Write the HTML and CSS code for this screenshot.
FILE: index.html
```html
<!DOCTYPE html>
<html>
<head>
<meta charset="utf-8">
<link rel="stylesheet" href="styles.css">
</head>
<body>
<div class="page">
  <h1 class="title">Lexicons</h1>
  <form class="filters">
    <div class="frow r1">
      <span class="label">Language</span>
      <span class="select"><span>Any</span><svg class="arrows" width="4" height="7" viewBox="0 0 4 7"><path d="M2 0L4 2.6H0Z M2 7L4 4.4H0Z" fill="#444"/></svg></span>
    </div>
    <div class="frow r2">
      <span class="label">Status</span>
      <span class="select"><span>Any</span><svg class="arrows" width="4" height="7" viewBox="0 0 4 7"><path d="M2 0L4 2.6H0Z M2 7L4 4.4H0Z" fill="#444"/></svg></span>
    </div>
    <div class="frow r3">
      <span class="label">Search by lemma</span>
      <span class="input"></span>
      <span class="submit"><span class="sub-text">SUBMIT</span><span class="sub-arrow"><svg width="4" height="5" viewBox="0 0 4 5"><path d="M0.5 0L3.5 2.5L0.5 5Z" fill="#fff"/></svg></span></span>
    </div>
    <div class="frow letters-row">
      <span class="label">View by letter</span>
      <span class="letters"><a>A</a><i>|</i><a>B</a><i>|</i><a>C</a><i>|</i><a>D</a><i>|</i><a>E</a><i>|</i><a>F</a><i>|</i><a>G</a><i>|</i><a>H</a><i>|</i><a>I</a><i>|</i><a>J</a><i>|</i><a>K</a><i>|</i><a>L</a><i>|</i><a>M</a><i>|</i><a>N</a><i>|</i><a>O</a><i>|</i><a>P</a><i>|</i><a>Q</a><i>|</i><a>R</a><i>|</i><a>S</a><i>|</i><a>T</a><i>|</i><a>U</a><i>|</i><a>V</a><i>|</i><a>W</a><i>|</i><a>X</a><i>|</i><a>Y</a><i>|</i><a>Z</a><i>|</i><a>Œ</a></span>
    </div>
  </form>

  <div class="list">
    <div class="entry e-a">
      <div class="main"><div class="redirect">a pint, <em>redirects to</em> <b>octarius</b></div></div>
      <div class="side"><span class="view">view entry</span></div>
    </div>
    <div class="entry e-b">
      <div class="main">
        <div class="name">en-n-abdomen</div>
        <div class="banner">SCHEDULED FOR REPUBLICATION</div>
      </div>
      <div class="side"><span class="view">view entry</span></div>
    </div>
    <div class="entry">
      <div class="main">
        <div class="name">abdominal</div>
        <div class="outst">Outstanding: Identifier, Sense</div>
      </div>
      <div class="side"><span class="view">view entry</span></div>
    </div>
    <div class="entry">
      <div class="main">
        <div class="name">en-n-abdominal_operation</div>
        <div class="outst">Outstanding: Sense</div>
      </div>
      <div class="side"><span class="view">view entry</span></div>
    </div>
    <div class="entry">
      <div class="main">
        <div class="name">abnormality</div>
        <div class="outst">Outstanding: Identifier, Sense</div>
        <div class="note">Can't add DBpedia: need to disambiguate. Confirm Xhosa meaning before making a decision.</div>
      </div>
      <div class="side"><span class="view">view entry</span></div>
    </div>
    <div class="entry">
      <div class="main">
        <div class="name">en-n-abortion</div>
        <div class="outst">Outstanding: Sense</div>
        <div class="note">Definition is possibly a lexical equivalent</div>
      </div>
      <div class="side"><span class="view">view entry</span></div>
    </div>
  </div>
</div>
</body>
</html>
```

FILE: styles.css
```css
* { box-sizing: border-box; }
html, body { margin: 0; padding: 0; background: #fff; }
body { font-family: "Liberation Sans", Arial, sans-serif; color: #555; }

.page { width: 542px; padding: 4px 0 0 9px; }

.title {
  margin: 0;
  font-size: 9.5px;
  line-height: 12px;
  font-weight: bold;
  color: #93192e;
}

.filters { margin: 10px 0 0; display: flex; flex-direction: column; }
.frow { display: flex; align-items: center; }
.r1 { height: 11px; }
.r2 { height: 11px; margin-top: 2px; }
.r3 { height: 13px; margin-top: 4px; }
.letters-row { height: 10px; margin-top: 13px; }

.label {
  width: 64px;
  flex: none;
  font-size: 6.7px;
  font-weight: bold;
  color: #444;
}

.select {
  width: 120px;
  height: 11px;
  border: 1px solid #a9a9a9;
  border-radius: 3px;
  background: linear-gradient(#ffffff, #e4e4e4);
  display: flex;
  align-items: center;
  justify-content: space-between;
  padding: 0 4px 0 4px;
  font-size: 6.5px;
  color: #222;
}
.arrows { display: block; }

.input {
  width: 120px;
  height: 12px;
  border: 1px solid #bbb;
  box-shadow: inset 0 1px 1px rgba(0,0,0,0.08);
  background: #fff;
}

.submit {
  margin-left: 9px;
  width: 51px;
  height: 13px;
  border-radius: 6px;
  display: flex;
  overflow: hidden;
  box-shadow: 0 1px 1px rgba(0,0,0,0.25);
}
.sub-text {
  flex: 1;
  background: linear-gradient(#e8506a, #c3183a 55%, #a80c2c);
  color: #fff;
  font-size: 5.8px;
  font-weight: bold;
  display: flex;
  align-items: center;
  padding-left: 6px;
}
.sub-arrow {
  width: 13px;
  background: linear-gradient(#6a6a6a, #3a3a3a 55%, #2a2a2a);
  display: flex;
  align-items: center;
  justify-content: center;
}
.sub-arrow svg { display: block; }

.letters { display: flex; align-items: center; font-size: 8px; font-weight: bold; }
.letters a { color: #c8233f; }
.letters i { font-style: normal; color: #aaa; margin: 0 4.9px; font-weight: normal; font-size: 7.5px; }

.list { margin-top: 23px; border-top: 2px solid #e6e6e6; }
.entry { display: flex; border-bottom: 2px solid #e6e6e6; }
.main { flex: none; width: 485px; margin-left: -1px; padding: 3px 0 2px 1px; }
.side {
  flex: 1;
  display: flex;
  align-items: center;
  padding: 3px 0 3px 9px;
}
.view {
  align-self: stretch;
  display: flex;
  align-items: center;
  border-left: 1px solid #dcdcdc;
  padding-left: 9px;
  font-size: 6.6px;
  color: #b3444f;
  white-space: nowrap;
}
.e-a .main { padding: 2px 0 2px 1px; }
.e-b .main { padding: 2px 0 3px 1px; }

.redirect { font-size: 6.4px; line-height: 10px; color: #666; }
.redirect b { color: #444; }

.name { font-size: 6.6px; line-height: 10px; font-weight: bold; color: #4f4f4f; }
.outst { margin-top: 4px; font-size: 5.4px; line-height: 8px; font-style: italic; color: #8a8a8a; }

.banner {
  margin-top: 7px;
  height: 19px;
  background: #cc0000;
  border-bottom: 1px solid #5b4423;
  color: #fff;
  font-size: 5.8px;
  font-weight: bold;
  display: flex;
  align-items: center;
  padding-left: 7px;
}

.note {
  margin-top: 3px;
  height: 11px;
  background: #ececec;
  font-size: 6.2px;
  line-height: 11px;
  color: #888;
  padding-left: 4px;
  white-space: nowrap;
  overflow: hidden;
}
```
==========
(Stated task) Exactly reproduce the material above.

(Complete response)
Write the HTML and CSS code for this screenshot.
FILE: index.html
```html
<!DOCTYPE html>
<html>
<head>
<meta charset="utf-8">
<link rel="stylesheet" href="styles.css">
</head>
<body>
<div class="page">
  <h1 class="title">Lexicons</h1>
  <form class="filters">
    <div class="frow r1">
      <span class="label">Language</span>
      <span class="select"><span>Any</span><svg class="arrows" width="4" height="7" viewBox="0 0 4 7"><path d="M2 0L4 2.6H0Z M2 7L4 4.4H0Z" fill="#444"/></svg></span>
    </div>
    <div class="frow r2">
      <span class="label">Status</span>
      <span class="select"><span>Any</span><svg class="arrows" width="4" height="7" viewBox="0 0 4 7"><path d="M2 0L4 2.6H0Z M2 7L4 4.4H0Z" fill="#444"/></svg></span>
    </div>
    <div class="frow r3">
      <span class="label">Search by lemma</span>
      <span class="input"></span>
      <span class="submit"><span class="sub-text">SUBMIT</span><span class="sub-arrow"><svg width="4" height="5" viewBox="0 0 4 5"><path d="M0.5 0L3.5 2.5L0.5 5Z" fill="#fff"/></svg></span></span>
    </div>
    <div class="frow letters-row">
      <span class="label">View by letter</span>
      <span class="letters"><a>A</a><i>|</i><a>B</a><i>|</i><a>C</a><i>|</i><a>D</a><i>|</i><a>E</a><i>|</i><a>F</a><i>|</i><a>G</a><i>|</i><a>H</a><i>|</i><a>I</a><i>|</i><a>J</a><i>|</i><a>K</a><i>|</i><a>L</a><i>|</i><a>M</a><i>|</i><a>N</a><i>|</i><a>O</a><i>|</i><a>P</a><i>|</i><a>Q</a><i>|</i><a>R</a><i>|</i><a>S</a><i>|</i><a>T</a><i>|</i><a>U</a><i>|</i><a>V</a><i>|</i><a>W</a><i>|</i><a>X</a><i>|</i><a>Y</a><i>|</i><a>Z</a><i>|</i><a>Œ</a></span>
    </div>
  </form>

  <div class="list">
    <div class="entry e-a">
      <div class="main"><div class="redirect">a pint, <em>redirects to</em> <b>octarius</b></div></div>
      <div class="side"><span class="view">view entry</span></div>
    </div>
    <div class="entry e-b">
      <div class="main">
        <div class="name">en-n-abdomen</div>
        <div class="banner">SCHEDULED FOR REPUBLICATION</div>
      </div>
      <div class="side"><span class="view">view entry</span></div>
    </div>
    <div class="entry">
      <div class="main">
        <div class="name">abdominal</div>
        <div class="outst">Outstanding: Identifier, Sense</div>
      </div>
      <div class="side"><span class="view">view entry</span></div>
    </div>
    <div class="entry">
      <div class="main">
        <div class="name">en-n-abdominal_operation</div>
        <div class="outst">Outstanding: Sense</div>
      </div>
      <div class="side"><span class="view">view entry</span></div>
    </div>
    <div class="entry">
      <div class="main">
        <div class="name">abnormality</div>
        <div class="outst">Outstanding: Identifier, Sense</div>
        <div class="note">Can't add DBpedia: need to disambiguate. Confirm Xhosa meaning before making a decision.</div>
      </div>
      <div class="side"><span class="view">view entry</span></div>
    </div>
    <div class="entry">
      <div class="main">
        <div class="name">en-n-abortion</div>
        <div class="outst">Outstanding: Sense</div>
        <div class="note">Definition is possibly a lexical equivalent</div>
      </div>
      <div class="side"><span class="view">view entry</span></div>
    </div>
  </div>
</div>
</body>
</html>
```

FILE: styles.css
```css
* { box-sizing: border-box; }
html, body { margin: 0; padding: 0; background: #fff; }
body { font-family: "Liberation Sans", Arial, sans-serif; color: #555; }

.page { width: 542px; padding: 4px 0 0 9px; }

.title {
  margin: 0;
  font-size: 9.5px;
  line-height: 12px;
  font-weight: bold;
  color: #93192e;
}

.filters { margin: 10px 0 0; display: flex; flex-direction: column; }
.frow { display: flex; align-items: center; }
.r1 { height: 11px; }
.r2 { height: 11px; margin-top: 2px; }
.r3 { height: 13px; margin-top: 4px; }
.letters-row { height: 10px; margin-top: 13px; }

.label {
  width: 64px;
  flex: none;
  font-size: 6.7px;
  font-weight: bold;
  color: #444;
}

.select {
  width: 120px;
  height: 11px;
  border: 1px solid #a9a9a9;
  border-radius: 3px;
  background: linear-gradient(#ffffff, #e4e4e4);
  display: flex;
  align-items: center;
  justify-content: space-between;
  padding: 0 4px 0 4px;
  font-size: 6.5px;
  color: #222;
}
.arrows { display: block; }

.input {
  width: 120px;
  height: 12px;
  border: 1px solid #bbb;
  box-shadow: inset 0 1px 1px rgba(0,0,0,0.08);
  background: #fff;
}

.submit {
  margin-left: 9px;
  width: 51px;
  height: 13px;
  border-radius: 6px;
  display: flex;
  overflow: hidden;
  box-shadow: 0 1px 1px rgba(0,0,0,0.25);
}
.sub-text {
  flex: 1;
  background: linear-gradient(#e8506a, #c3183a 55%, #a80c2c);
  color: #fff;
  font-size: 5.8px;
  font-weight: bold;
  display: flex;
  align-items: center;
  padding-left: 6px;
}
.sub-arrow {
  width: 13px;
  background: linear-gradient(#6a6a6a, #3a3a3a 55%, #2a2a2a);
  display: flex;
  align-items: center;
  justify-content: center;
}
.sub-arrow svg { display: block; }

.letters { display: flex; align-items: center; font-size: 8px; font-weight: bold; }
.letters a { color: #c8233f; }
.letters i { font-style: normal; color: #aaa; margin: 0 4.9px; font-weight: normal; font-size: 7.5px; }

.list { margin-top: 23px; border-top: 2px solid #e6e6e6; }
.entry { display: flex; border-bottom: 2px solid #e6e6e6; }
.main { flex: none; width: 485px; margin-left: -1px; padding: 3px 0 2px 1px; }
.side {
  flex: 1;
  display: flex;
  align-items: center;
  padding: 3px 0 3px 9px;
}
.view {
  align-self: stretch;
  display: flex;
  align-items: center;
  border-left: 1px solid #dcdcdc;
  padding-left: 9px;
  font-size: 6.6px;
  color: #b3444f;
  white-space: nowrap;
}
.e-a .main { padding: 2px 0 2px 1px; }
.e-b .main { padding: 2px 0 3px 1px; }

.redirect { font-size: 6.4px; line-height: 10px; color: #666; }
.redirect b { color: #444; }

.name { font-size: 6.6px; line-height: 10px; font-weight: bold; color: #4f4f4f; }
.outst { margin-top: 4px; font-size: 5.4px; line-height: 8px; font-style: italic; color: #8a8a8a; }

.banner {
  margin-top: 7px;
  height: 19px;
  background: #cc0000;
  border-bottom: 1px solid #5b4423;
  color: #fff;
  font-size: 5.8px;
  font-weight: bold;
  display: flex;
  align-items: center;
  padding-left: 7px;
}

.note {
  margin-top: 3px;
  height: 11px;
  background: #ececec;
  font-size: 6.2px;
  line-height: 11px;
  color: #888;
  padding-left: 4px;
  white-space: nowrap;
  overflow: hidden;
}
```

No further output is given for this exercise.